= Data section =

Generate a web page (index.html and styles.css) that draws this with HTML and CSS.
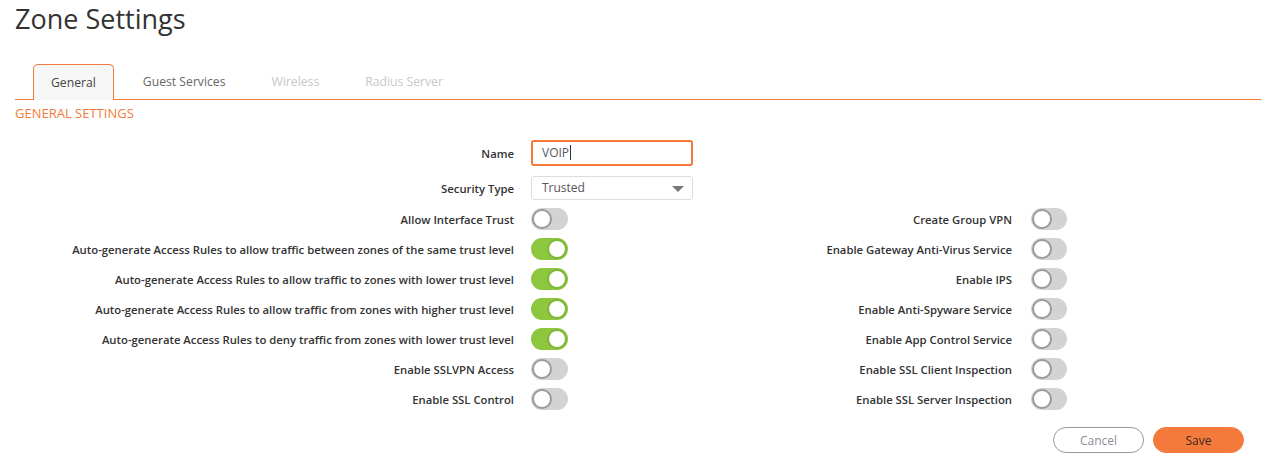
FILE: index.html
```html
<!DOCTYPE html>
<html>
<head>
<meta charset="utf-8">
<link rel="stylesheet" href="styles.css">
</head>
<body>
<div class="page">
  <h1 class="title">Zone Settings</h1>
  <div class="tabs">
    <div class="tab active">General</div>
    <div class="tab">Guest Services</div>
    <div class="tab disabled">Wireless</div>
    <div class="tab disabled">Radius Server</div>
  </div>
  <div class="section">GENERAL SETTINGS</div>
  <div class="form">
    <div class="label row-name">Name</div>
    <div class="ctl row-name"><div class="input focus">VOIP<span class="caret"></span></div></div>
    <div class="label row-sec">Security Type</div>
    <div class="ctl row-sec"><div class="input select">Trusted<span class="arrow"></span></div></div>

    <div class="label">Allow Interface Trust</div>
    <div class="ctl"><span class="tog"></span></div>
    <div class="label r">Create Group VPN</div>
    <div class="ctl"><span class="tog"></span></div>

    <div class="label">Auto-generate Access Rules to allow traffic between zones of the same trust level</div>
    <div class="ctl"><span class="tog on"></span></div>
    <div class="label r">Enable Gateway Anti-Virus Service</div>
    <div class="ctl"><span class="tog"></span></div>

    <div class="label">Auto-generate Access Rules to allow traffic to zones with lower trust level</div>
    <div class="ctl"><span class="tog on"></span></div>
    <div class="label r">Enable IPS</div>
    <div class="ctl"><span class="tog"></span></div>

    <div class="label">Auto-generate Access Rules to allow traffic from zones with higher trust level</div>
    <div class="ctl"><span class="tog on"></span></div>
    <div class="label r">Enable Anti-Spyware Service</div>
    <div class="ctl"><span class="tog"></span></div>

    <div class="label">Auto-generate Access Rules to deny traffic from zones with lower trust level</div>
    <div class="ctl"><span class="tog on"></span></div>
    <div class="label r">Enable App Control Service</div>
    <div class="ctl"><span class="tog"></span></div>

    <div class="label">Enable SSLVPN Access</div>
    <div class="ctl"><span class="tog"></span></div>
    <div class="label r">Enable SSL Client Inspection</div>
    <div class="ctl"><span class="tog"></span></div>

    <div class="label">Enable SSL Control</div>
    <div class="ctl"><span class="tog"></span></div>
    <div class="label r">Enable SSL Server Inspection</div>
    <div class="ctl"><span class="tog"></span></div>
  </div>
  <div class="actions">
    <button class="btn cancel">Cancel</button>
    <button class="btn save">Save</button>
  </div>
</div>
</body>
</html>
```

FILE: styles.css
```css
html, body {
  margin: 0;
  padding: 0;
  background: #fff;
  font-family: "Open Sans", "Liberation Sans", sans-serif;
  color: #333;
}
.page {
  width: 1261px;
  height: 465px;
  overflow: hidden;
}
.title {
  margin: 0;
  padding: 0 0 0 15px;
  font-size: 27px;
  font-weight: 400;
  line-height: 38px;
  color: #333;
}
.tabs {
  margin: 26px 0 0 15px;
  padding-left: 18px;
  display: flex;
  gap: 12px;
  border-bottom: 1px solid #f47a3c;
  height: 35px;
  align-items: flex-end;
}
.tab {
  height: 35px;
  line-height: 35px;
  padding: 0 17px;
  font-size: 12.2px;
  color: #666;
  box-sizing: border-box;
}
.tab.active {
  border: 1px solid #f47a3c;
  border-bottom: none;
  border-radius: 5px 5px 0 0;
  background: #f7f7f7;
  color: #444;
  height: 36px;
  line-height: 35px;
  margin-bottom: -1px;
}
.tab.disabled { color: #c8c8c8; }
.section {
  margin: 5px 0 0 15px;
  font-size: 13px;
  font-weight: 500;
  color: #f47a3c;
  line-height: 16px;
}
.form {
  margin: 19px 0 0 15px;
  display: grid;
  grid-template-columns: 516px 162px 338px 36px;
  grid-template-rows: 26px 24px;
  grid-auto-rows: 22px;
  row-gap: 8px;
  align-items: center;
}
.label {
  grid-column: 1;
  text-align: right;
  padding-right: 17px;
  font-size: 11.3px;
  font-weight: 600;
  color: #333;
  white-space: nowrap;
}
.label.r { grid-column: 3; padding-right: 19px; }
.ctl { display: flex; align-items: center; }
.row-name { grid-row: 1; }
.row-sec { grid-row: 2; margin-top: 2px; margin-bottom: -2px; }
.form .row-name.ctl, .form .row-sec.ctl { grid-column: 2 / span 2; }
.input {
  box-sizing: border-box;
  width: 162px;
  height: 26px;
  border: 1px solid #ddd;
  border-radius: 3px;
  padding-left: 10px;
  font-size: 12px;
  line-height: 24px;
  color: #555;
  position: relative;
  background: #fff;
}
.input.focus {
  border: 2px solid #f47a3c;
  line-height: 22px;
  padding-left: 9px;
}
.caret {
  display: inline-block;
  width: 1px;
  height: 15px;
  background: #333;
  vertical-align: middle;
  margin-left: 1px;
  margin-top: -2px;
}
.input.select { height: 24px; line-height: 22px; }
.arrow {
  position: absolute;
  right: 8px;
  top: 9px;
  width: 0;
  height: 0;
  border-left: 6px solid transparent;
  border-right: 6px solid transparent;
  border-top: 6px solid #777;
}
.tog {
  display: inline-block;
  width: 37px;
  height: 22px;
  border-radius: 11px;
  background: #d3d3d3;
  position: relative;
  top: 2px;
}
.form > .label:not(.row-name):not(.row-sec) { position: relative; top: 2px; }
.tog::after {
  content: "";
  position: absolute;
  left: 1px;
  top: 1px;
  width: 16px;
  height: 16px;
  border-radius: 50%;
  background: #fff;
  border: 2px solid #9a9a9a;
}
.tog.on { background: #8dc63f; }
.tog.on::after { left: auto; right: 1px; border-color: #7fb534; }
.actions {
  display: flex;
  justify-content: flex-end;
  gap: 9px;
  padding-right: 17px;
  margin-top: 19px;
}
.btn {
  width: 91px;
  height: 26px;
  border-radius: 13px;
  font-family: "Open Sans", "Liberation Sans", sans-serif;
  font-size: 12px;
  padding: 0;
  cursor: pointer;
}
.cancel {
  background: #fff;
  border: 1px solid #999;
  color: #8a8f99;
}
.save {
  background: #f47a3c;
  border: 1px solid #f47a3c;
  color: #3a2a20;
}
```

= Task details =
Reproduce each line exactly, please, except for any pictures.

= Worked answer =
Generate a web page (index.html and styles.css) that draws this with HTML and CSS.
FILE: index.html
```html
<!DOCTYPE html>
<html>
<head>
<meta charset="utf-8">
<link rel="stylesheet" href="styles.css">
</head>
<body>
<div class="page">
  <h1 class="title">Zone Settings</h1>
  <div class="tabs">
    <div class="tab active">General</div>
    <div class="tab">Guest Services</div>
    <div class="tab disabled">Wireless</div>
    <div class="tab disabled">Radius Server</div>
  </div>
  <div class="section">GENERAL SETTINGS</div>
  <div class="form">
    <div class="label row-name">Name</div>
    <div class="ctl row-name"><div class="input focus">VOIP<span class="caret"></span></div></div>
    <div class="label row-sec">Security Type</div>
    <div class="ctl row-sec"><div class="input select">Trusted<span class="arrow"></span></div></div>

    <div class="label">Allow Interface Trust</div>
    <div class="ctl"><span class="tog"></span></div>
    <div class="label r">Create Group VPN</div>
    <div class="ctl"><span class="tog"></span></div>

    <div class="label">Auto-generate Access Rules to allow traffic between zones of the same trust level</div>
    <div class="ctl"><span class="tog on"></span></div>
    <div class="label r">Enable Gateway Anti-Virus Service</div>
    <div class="ctl"><span class="tog"></span></div>

    <div class="label">Auto-generate Access Rules to allow traffic to zones with lower trust level</div>
    <div class="ctl"><span class="tog on"></span></div>
    <div class="label r">Enable IPS</div>
    <div class="ctl"><span class="tog"></span></div>

    <div class="label">Auto-generate Access Rules to allow traffic from zones with higher trust level</div>
    <div class="ctl"><span class="tog on"></span></div>
    <div class="label r">Enable Anti-Spyware Service</div>
    <div class="ctl"><span class="tog"></span></div>

    <div class="label">Auto-generate Access Rules to deny traffic from zones with lower trust level</div>
    <div class="ctl"><span class="tog on"></span></div>
    <div class="label r">Enable App Control Service</div>
    <div class="ctl"><span class="tog"></span></div>

    <div class="label">Enable SSLVPN Access</div>
    <div class="ctl"><span class="tog"></span></div>
    <div class="label r">Enable SSL Client Inspection</div>
    <div class="ctl"><span class="tog"></span></div>

    <div class="label">Enable SSL Control</div>
    <div class="ctl"><span class="tog"></span></div>
    <div class="label r">Enable SSL Server Inspection</div>
    <div class="ctl"><span class="tog"></span></div>
  </div>
  <div class="actions">
    <button class="btn cancel">Cancel</button>
    <button class="btn save">Save</button>
  </div>
</div>
</body>
</html>
```

FILE: styles.css
```css
html, body {
  margin: 0;
  padding: 0;
  background: #fff;
  font-family: "Open Sans", "Liberation Sans", sans-serif;
  color: #333;
}
.page {
  width: 1261px;
  height: 465px;
  overflow: hidden;
}
.title {
  margin: 0;
  padding: 0 0 0 15px;
  font-size: 27px;
  font-weight: 400;
  line-height: 38px;
  color: #333;
}
.tabs {
  margin: 26px 0 0 15px;
  padding-left: 18px;
  display: flex;
  gap: 12px;
  border-bottom: 1px solid #f47a3c;
  height: 35px;
  align-items: flex-end;
}
.tab {
  height: 35px;
  line-height: 35px;
  padding: 0 17px;
  font-size: 12.2px;
  color: #666;
  box-sizing: border-box;
}
.tab.active {
  border: 1px solid #f47a3c;
  border-bottom: none;
  border-radius: 5px 5px 0 0;
  background: #f7f7f7;
  color: #444;
  height: 36px;
  line-height: 35px;
  margin-bottom: -1px;
}
.tab.disabled { color: #c8c8c8; }
.section {
  margin: 5px 0 0 15px;
  font-size: 13px;
  font-weight: 500;
  color: #f47a3c;
  line-height: 16px;
}
.form {
  margin: 19px 0 0 15px;
  display: grid;
  grid-template-columns: 516px 162px 338px 36px;
  grid-template-rows: 26px 24px;
  grid-auto-rows: 22px;
  row-gap: 8px;
  align-items: center;
}
.label {
  grid-column: 1;
  text-align: right;
  padding-right: 17px;
  font-size: 11.3px;
  font-weight: 600;
  color: #333;
  white-space: nowrap;
}
.label.r { grid-column: 3; padding-right: 19px; }
.ctl { display: flex; align-items: center; }
.row-name { grid-row: 1; }
.row-sec { grid-row: 2; margin-top: 2px; margin-bottom: -2px; }
.form .row-name.ctl, .form .row-sec.ctl { grid-column: 2 / span 2; }
.input {
  box-sizing: border-box;
  width: 162px;
  height: 26px;
  border: 1px solid #ddd;
  border-radius: 3px;
  padding-left: 10px;
  font-size: 12px;
  line-height: 24px;
  color: #555;
  position: relative;
  background: #fff;
}
.input.focus {
  border: 2px solid #f47a3c;
  line-height: 22px;
  padding-left: 9px;
}
.caret {
  display: inline-block;
  width: 1px;
  height: 15px;
  background: #333;
  vertical-align: middle;
  margin-left: 1px;
  margin-top: -2px;
}
.input.select { height: 24px; line-height: 22px; }
.arrow {
  position: absolute;
  right: 8px;
  top: 9px;
  width: 0;
  height: 0;
  border-left: 6px solid transparent;
  border-right: 6px solid transparent;
  border-top: 6px solid #777;
}
.tog {
  display: inline-block;
  width: 37px;
  height: 22px;
  border-radius: 11px;
  background: #d3d3d3;
  position: relative;
  top: 2px;
}
.form > .label:not(.row-name):not(.row-sec) { position: relative; top: 2px; }
.tog::after {
  content: "";
  position: absolute;
  left: 1px;
  top: 1px;
  width: 16px;
  height: 16px;
  border-radius: 50%;
  background: #fff;
  border: 2px solid #9a9a9a;
}
.tog.on { background: #8dc63f; }
.tog.on::after { left: auto; right: 1px; border-color: #7fb534; }
.actions {
  display: flex;
  justify-content: flex-end;
  gap: 9px;
  padding-right: 17px;
  margin-top: 19px;
}
.btn {
  width: 91px;
  height: 26px;
  border-radius: 13px;
  font-family: "Open Sans", "Liberation Sans", sans-serif;
  font-size: 12px;
  padding: 0;
  cursor: pointer;
}
.cancel {
  background: #fff;
  border: 1px solid #999;
  color: #8a8f99;
}
.save {
  background: #f47a3c;
  border: 1px solid #f47a3c;
  color: #3a2a20;
}
```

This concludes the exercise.